While he confirms the stories of Brown’s fiscal punishment for poor on-stage performances – “James was paying for rehearsals, and he rehearsed a lot. He didn’t pay for anyone to make a mistake, so they got fined if they did make a mistake” – Walker says he never felt under pressure himself. “I didn’t care about pressure. All I cared about was getting on stage,” Walker says.

Walker subsequently formed his own band, The Sidewinders, playing and recording in the United States until 1972. For the next few years Walker eked out a living, playing a combination of Sidewinders and other material. In the late 1970s soul and funk were outflanked by the colourful disco scene. Walker realised disco wasn’t his scene, and the change in popular taste, compounded by structural changes in the music industry led Walker to embrace a change in career. “I was living in West Hampton, but it was pretty expensive living there, and I really needed to do something so that I could stay living there” Walker says. Walker and his wife found a property in West Hampton and decided to open an art gallery. “It took a few years to get going, but it became a really successful business,” Walker says.

In 1987 Walker received a call from a soul music fan in England, asking Walker to travel across the Atlantic to play in a one-off soul review. Feted by excited European soul fans after the show, Walker decided it was time to return to his musical interests. “They were selling my old Sidewinders songs over there for a lot of money,” Walker says. “After the show the press went mad, and that’s when I realised I had to get back into music.”

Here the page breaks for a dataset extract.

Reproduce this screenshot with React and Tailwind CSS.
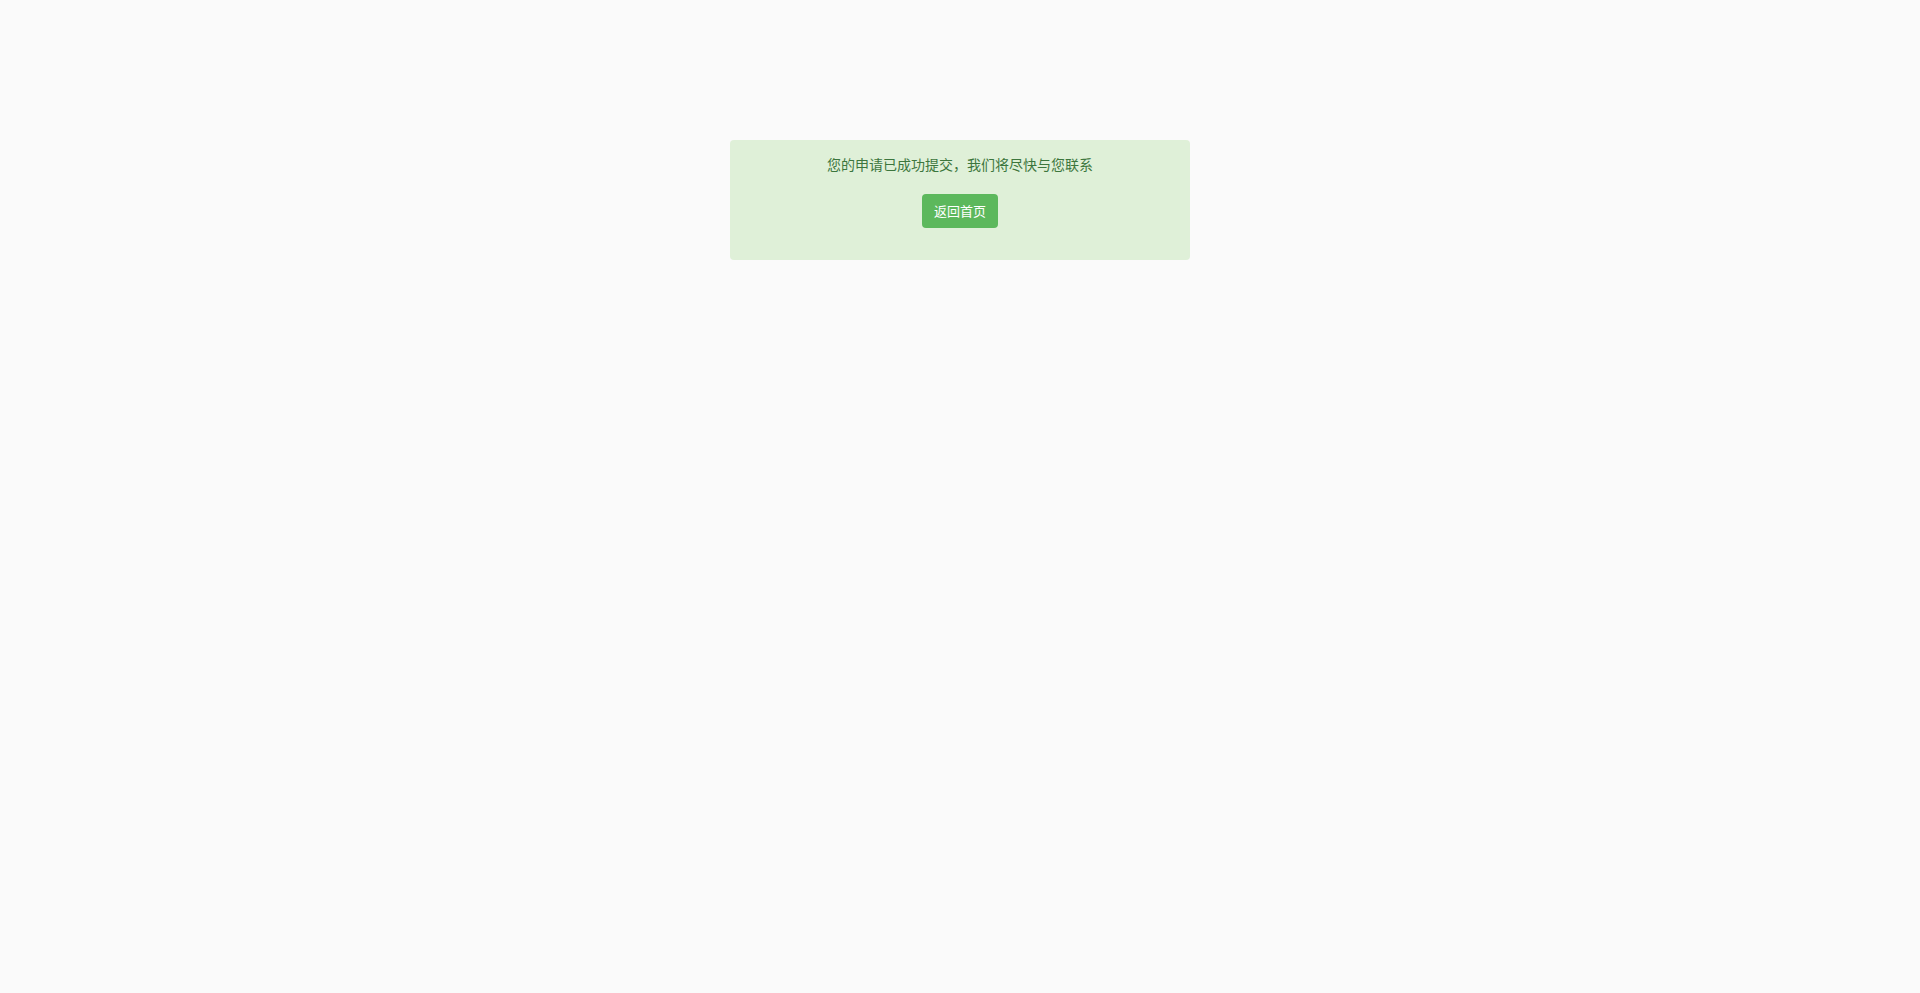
export default function App() {
  return (
    <div
      className="min-h-screen bg-[#fafafa] pt-[140px]"
      style={{ fontFamily: '"Noto Sans", "Noto Sans CJK SC", sans-serif' }}
    >
      <div className="mx-auto w-[460px] rounded bg-[#dff0d8] px-[15px] pt-[15px] pb-[32px] text-center">
        <p className="text-[14px] leading-[20px] text-[#3c763d]">
          您的申请已成功提交，我们将尽快与您联系
        </p>
        <button
          type="button"
          className="mt-[19px] h-[34px] rounded bg-[#5cb85c] px-3 text-[13px] leading-[20px] text-white"
        >
          返回首页
        </button>
      </div>
    </div>
  );
}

Walker undertook a few more European tours to capitalise on his renewed fame. After Walker’s wife died in 1992, Walker moved back to his birthplace of Nashville after almost 40 years away. “A lot of my friends were still around, and I also met a lot of new people. Things had changed in Nashville, and they’d changed for the better,” Walker says. Around the same time Nashville resident Bill Elder was in the throes of putting together The Dynamites, a funk-soul review act. Elder was searching for the right front man, when he heard about Walker’s performance at a Nashville soul tribute event. “Bill already had the project going when I came to it,” Walker says. “We played a couple of shows, and people really liked it, so we just kept going.”